Politics & Policy

Hail the Shale

More drilling options.

The debate over exploiting America’s domestic oil and gas reserves has focused primarily on the Arctic National Wildlife Refuge, and on offshore regions currently off-limits to exploration. While we should drill in those areas to reduce our reliance on oil imports, a third resource, the vast oil-shale deposits in the Rocky Mountain West, could be even more crucial in our quest for energy independence.

The Green River formation underlying parts of Wyoming, Utah, and Colorado could hold as many as two trillion barrels of oil, trapped in rocks relatively close to the surface. Production from those deposits could reach ten million barrels of oil per day — virtually tripling our current domestic production — according to a report by the Department of Energy.

It takes a geologist to fully understand the potential of oil shale. In simple terms, oil shale is sedimentary rock saturated with a petrochemical substance called kerogen. It’s oil that didn’t quite make it to liquid status.

Kerogen is extracted by heating the oil shale to between 650 and 700 degrees. The process is similar to that being used in Canada to extract oil from tar sands. Canada has estimated its potential reserves from tar sand at 174 billion barrels of oil, but America’s oil shale reserves could far surpass the most optimistic Canadian estimates.

Initial methods for extracting kerogen from oil shale involved mining the rock, like an ore, and heating it through industrial processes. However, work is underway by at least one oil company to drill into the oil-shale deposits, insert heating elements, and wait for the kerogen to bubble to the surface, much like the traditional means of drilling for oil.

This would lessen surface disturbances and environmental damage, a vital concern when we talk about opening millions of acres of Rocky Mountain wilderness to exploration.

New developments in the Rocky Mountains are just part of a promising energy story. The Barnett Shale formation in north Texas was off limits to production for decades, until new technologies like hydraulic fracturing made these natural-gas reserves economically feasible to pump out of the ground. Today the Barnett Shale is one of the most prolific fields in the nation.

Perhaps the best news is that America is home to the largest oil-shale deposits on earth. According to a report by the Department of Energy’s Argonne National Laboratory, “even a moderate estimate of 800 billion barrels of recoverable oil from oil shale in the Green River Formation is three times greater than the proven oil reserves of Saudi Arabia.”

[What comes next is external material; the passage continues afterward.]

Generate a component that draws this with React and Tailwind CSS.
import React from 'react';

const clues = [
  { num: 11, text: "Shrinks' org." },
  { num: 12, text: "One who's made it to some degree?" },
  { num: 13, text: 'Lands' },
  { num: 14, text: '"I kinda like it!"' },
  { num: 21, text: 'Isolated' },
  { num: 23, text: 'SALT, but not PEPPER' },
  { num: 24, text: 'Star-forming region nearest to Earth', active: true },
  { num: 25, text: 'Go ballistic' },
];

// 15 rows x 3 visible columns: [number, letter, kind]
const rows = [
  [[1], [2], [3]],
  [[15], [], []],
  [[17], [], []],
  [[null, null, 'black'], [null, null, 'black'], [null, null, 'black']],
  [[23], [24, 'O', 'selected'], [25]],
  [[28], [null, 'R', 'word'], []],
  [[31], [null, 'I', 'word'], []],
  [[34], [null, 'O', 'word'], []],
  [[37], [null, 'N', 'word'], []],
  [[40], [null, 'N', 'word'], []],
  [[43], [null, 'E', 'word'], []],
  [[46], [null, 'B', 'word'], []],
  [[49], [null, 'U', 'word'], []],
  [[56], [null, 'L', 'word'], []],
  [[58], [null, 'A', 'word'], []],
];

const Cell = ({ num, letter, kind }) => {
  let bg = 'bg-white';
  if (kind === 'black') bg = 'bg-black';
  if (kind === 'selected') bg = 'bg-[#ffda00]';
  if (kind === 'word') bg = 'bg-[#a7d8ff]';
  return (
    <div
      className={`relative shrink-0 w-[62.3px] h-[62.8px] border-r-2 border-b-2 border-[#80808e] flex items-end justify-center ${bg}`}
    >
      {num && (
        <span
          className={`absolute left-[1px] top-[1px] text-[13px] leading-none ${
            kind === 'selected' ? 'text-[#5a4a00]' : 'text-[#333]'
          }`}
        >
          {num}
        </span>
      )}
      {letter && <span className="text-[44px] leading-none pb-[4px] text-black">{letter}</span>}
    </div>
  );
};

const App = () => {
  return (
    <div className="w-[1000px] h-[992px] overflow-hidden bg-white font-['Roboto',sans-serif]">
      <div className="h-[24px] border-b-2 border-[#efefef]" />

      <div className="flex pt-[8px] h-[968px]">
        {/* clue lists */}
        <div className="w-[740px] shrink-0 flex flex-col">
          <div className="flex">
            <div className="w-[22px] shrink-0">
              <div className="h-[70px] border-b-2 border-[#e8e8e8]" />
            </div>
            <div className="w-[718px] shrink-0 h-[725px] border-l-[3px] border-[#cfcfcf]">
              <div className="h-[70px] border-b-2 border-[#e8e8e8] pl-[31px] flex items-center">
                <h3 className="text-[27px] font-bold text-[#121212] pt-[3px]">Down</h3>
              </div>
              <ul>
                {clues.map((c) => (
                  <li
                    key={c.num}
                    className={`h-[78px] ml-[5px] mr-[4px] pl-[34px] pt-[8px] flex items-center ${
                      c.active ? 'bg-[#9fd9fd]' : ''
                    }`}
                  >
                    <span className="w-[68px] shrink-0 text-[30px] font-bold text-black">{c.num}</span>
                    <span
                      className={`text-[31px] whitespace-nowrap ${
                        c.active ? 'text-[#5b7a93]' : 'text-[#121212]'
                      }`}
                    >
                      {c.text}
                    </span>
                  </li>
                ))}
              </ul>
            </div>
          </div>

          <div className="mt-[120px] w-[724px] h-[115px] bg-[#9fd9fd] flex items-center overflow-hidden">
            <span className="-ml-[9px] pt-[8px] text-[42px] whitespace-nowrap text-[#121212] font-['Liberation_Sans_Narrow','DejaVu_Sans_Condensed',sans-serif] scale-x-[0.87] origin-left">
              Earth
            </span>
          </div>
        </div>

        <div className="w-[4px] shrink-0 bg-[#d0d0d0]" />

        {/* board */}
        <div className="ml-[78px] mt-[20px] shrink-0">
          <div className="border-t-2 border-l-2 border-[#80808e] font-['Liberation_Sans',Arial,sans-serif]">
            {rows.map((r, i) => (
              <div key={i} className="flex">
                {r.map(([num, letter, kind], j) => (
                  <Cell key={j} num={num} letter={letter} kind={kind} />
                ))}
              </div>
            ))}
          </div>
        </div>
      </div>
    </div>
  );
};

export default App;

Imagine a scenario where most of America’s oil needs flowed from ANWR, offshore, traditional onshore wells, and the oil shales of the Rocky Mountain region. “Present U. S. demand for petroleum products is about 20 million barrels per day,” the Argonne report said. “If oil shale could be used to meet a quarter of that demand, the estimated 800 billion barrels of recoverable oil from the Green River Formation would last for more than 400 years.”

Extracting these huge oil reserves will require capital and attention to environmental issues. But it’s hardly a Manhattan Project.

Most significantly, more than 70 percent of the Green River Formation lies beneath federal lands. As a nation, we already own one of the largest potential oil reserves on the planet. If we fail to use it, the alternative is clear — increasing dependence on OPEC oil, ever-higher prices and a return to the energy crisis of the 1970s.

– Republican congresswoman Mary Fallin is a former three-term lieutenant governor of Oklahoma who was elected to represent that state’s Fifth District in Congress in 2006.